James Read founded the company on June 11, 1946, in San Francisco, California. He bought government surplus food products and sold them in previously vacant stores throughout San Francisco. He named his new company Cannery Sales. In 1970, Cannery Sales acquired Globe of California and renamed it Canned Foods Warehouse. Canned Foods Warehouse changed to selling closeout, factory second, and discounted products. In 1971 Canned Foods Warehouse signed its first agreement with a supplier, Del Monte Foods. It later signed agreements with companies such as ConAgra, the Quaker Oats Company, and Revlon. Canned Foods Warehouse opened its first independent store in Redmond, Oregon, in 1973.

Following founder James Read's death in 1982, his sons Steven and Peter took over company management. In 1987, the company was renamed Grocery Outlet. Grocery Outlet's 100th store opened in 1995.

In 2001, Grocery Outlet acquired all remaining liquidated inventories of Webvan following the online grocery delivery service's bankruptcy. During the same year, Grocery Outlet acquired online retailer Wine.com's remaining inventory following that retailer's bankruptcy. In 2002, the company changed its corporate name to Grocery Outlet, Inc.

Grocery Outlet purchased 16 Yes!Less grocery stores in Texas and another in Shreveport, Louisiana, from Dallas, Texas-based Fleming Cos. in January 2003. All 17 stores were closed by May 2004.

The company promoted MacGregor Read and Eric Lindberg to co-CEO in 2006. Prior to their appointment, Read was vice president of real estate and Lindberg vice president of purchasing for the company. They took over for Steven Read, who became executive chairman of Grocery Outlet. MacGregor Read is the son of Steven Read and Lindberg the son-in-law of Grocery Outlet Chairman Peter Read. MacGregor Read is the third generation of the Read family to serve as CEO of Grocery Outlet.

In 2007, the United States Court of Appeals for the Ninth Circuit awarded Albertsons an injunction against Grocery Outlet over its use of the Lucky brand name in a Rocklin, California, store. In 2009, the company added "Bargain Market" to its store branding.
In 2011, Grocery Outlet acquired the Pennsylvania-based chain Amelia's Grocery Outlet.

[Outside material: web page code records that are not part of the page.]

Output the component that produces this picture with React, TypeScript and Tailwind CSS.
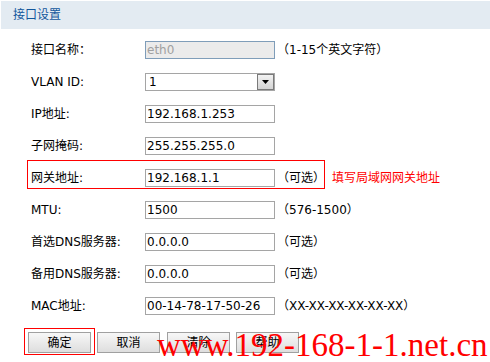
import React from "react";

const font = { fontFamily: '"DejaVu Sans", "Noto Sans CJK SC", sans-serif' };

function TextInput({ value, disabled }: { value: string; disabled?: boolean }) {
  return (
    <div
      className={
        "w-[130px] h-[18px] flex items-center pl-[1px] text-[12px] leading-none border " +
        (disabled
          ? "border-[#7f9db9] bg-[#ebebeb] text-[#a0a0a0]"
          : "border-[#a5a5a5] bg-white text-black")
      }
    >
      {value}
    </div>
  );
}

function Row({
  label,
  children,
  hint,
  extra,
}: {
  label: string;
  children: React.ReactNode;
  hint?: string;
  extra?: React.ReactNode;
}) {
  return (
    <div className="relative h-[32px] flex items-center">
      <div className="w-[145px] pl-[31px] text-[12px] text-black whitespace-nowrap">{label}</div>
      {children}
      {hint && <div className="ml-[2px] text-[12px] text-black whitespace-nowrap">{hint}</div>}
      {extra}
    </div>
  );
}

function Btn({ label }: { label: string }) {
  return (
    <div className="w-[63px] h-[21px] flex items-center justify-center text-[12px] text-black border border-[#a0a0a0] bg-gradient-to-b from-[#f7f7f7] to-[#dedede]">
      {label}
    </div>
  );
}

export default function App() {
  return (
    <div className="relative w-[490px] h-[362px] overflow-hidden bg-white" style={font}>
      <div className="ml-[1px] mt-[1px] h-[28px] bg-[#e3ebf2] flex items-center pl-[12px] text-[12px] text-[#12579c]">
        接口设置
      </div>
      <div className="mt-[5px]">
        <Row label="接口名称：" hint="（1-15个英文字符）">
          <TextInput value="eth0" disabled />
        </Row>
        <Row label="VLAN ID:">
          <div className="w-[130px] h-[18px] flex items-center border border-[#a5a5a5] bg-white text-[12px] leading-none">
            <span className="flex-1 pl-[3px]">1</span>
            <div className="w-[17px] h-[16px] border border-[#7a7a7a] bg-gradient-to-b from-[#f2f2f2] to-[#d4d4d4] flex items-center justify-center">
              <svg width="7" height="4" viewBox="0 0 7 4">
                <path d="M0 0h7L3.5 4z" fill="#000" />
              </svg>
            </div>
          </div>
        </Row>
        <Row label="IP地址:">
          <TextInput value="192.168.1.253" />
        </Row>
        <Row label="子网掩码:">
          <TextInput value="255.255.255.0" />
        </Row>
        <Row
          label="网关地址:"
          hint="（可选）"
          extra={
            <>
              <div className="absolute left-[27px] top-[-2px] w-[298px] h-[29px] border border-[#ff0000]" />
              <div className="ml-[7px] text-[12px] text-[#ff0000] whitespace-nowrap">填写局域网网关地址</div>
            </>
          }
        >
          <TextInput value="192.168.1.1" />
        </Row>
        <Row label="MTU:" hint="（576-1500）">
          <TextInput value="1500" />
        </Row>
        <Row label="首选DNS服务器:" hint="（可选）">
          <TextInput value="0.0.0.0" />
        </Row>
        <Row label="备用DNS服务器:" hint="（可选）">
          <TextInput value="0.0.0.0" />
        </Row>
        <Row label="MAC地址:" hint="（XX-XX-XX-XX-XX-XX）">
          <TextInput value="00-14-78-17-50-26" />
        </Row>
      </div>
      <div className="relative mt-[10px] pl-[28px] flex gap-[6px]">
        <div className="absolute left-[24px] top-[-4px] w-[71px] h-[27px] border border-[#ff0000]" />
        <Btn label="确定" />
        <Btn label="取消" />
        <div className="ml-[1px]">
          <Btn label="清除" />
        </div>
        <Btn label="帮助" />
      </div>
      <div
        className="absolute left-[157px] top-[329px] text-[33px] leading-none text-[#ff0000] whitespace-nowrap"
        style={{ fontFamily: '"Liberation Serif", serif' }}
      >
        www.192-168-1-1.net.cn
      </div>
    </div>
  );
}
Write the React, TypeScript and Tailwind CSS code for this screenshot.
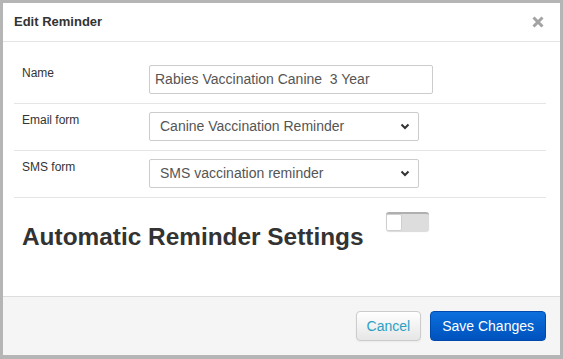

In 2009, Berkshire Partners became an investor in Grocery Outlet. In 2014, private equity fund Hellman & Friedman LLC agreed to partner with senior management and acquire Grocery Outlet from principal owner Berkshire Partners LLC.

In December 2018, the Board of Directors appointed Eric Lindberg to Chief Executive Officer and MacGregor Read to Vice Chairman.

In June 2019, Grocery Outlet went public and shares of Grocery Outlet's common stock began trading on Nasdaq Global Select Market on June 20, 2019, under the symbol "GO".

In January 2023, RJ Sheedy, who already held the title of president, also assumed the role of CEO.

On March 4, 2026, Grocery Outlet announced the closure of 36 locations, 24 of which are in the eastern United States. Grocery Outlet president and CEO Jason Potter said that the retailer's fourth quarter results were "unacceptable" and that there is "more work to do than we expected".

== Products ==
Inventory comes primarily from overstocks and closeouts of name-brand groceries, as well as private-label groceries. Grocery Outlet buys mostly closeout or seasonal merchandise, so particular brand names change often. The company's stores also carry food staples such as fresh meat, dairy and bread. All products sold by Grocery Outlet are purchased directly from manufacturers, never from other retail stores. One of the most popular sections in Grocery Outlet is labeled NOSH (natural, organic, specialty and healthy). Mainly because of this section, Grocery Outlet has attracted followers who want to buy ethical items (often vegan and/or plant-based) on a budget.